La propuesta también contempla reducir la representación proporcional en el Congreso, con el argumento de simplificar la vida parlamentaria. No obstante, eliminar espacios para las minorías equivale a recortar la pluralidad política. Con ello, se corre el riesgo de configurar un Congreso dominado casi por completo por una sola fuerza, con menos contrapesos y menos voces ciudadanas.

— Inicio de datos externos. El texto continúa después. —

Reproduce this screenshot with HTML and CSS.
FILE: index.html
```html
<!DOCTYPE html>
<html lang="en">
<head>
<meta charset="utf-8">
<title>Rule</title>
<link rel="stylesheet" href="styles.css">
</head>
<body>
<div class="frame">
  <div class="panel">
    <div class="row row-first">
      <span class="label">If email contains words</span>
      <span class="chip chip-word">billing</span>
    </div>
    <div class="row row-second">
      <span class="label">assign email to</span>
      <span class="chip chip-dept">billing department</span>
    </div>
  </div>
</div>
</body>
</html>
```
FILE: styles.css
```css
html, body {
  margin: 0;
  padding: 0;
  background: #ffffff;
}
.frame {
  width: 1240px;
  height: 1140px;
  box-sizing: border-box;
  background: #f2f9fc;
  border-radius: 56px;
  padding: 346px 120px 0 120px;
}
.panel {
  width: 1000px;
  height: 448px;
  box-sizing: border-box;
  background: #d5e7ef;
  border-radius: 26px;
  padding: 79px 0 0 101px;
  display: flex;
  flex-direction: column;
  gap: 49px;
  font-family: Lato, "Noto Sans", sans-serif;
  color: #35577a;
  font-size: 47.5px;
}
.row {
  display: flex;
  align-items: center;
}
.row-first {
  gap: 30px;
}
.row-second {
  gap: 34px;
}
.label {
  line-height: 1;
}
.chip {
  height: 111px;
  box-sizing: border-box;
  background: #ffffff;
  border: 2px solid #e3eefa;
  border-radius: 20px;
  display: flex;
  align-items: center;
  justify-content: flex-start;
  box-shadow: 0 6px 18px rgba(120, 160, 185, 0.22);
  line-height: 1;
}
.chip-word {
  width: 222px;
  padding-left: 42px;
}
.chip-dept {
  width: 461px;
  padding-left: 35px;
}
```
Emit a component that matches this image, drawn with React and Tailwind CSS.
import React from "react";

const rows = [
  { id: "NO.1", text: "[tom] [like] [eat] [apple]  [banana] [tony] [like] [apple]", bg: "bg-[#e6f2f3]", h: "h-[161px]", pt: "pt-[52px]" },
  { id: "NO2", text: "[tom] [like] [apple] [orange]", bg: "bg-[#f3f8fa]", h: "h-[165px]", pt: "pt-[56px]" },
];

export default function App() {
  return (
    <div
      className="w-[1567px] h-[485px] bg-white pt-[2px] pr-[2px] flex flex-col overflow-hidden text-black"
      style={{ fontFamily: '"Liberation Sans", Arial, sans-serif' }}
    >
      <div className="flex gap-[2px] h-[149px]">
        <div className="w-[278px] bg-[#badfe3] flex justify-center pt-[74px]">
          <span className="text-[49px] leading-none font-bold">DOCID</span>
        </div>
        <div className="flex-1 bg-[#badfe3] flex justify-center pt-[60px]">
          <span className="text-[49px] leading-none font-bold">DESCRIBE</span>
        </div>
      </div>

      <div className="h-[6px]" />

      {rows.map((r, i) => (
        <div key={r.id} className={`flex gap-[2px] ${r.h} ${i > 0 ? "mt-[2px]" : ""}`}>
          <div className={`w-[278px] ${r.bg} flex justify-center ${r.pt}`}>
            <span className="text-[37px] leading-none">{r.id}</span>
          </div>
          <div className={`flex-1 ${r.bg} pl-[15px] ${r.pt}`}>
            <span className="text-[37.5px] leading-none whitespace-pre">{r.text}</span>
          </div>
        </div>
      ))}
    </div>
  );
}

La democracia no se mide solo en votos mayoritarios, sino en la capacidad de dar lugar a la diversidad social y política. Silenciar esa diversidad bajo la excusa de la gobernabilidad sería un retroceso frente a los avances que han permitido que distintas fuerzas convivan en el poder legislativo.

 

MÁS QUE UNA REFORMA, UN RETROCESO

 

Quienes defienden la iniciativa hablan de ahorro, eficiencia y simplificación. Pero detrás de esos conceptos se esconden riesgos reales: un árbitro electoral debilitado, partidos más dependientes de recursos privados y un Congreso menos plural. La democracia mexicana ha tenido errores y excesos, sí, pero ha costado décadas de construcción institucional y ciudadana.

 

Reformar no es malo en sí mismo: los sistemas deben actualizarse y corregirse. Pero una reforma que recorta los contrapesos, debilita la competencia y concentra el poder no es modernización, es retroceso.

 

UN LLAMADO A LA RESPONSABILIDAD

 

En última instancia, esta reforma debe analizarse más allá de cálculos partidistas. Lo que está en juego es si tendremos un sistema electoral robusto, capaz de garantizar elecciones limpias, equitativas y plurales, o si regresaremos a un escenario donde la mayoría dicta las reglas y la oposición apenas sobrevive.


La ciudadanía debe preguntarse si el costo de “abaratar” la democracia no será demasiado alto: menos voces, menos autonomía y menos confianza en las urnas. Porque si algo hemos aprendido de nuestra historia política es que cuando se debilitan las instituciones, quienes terminan pagando la factura son siempre los ciudadanos.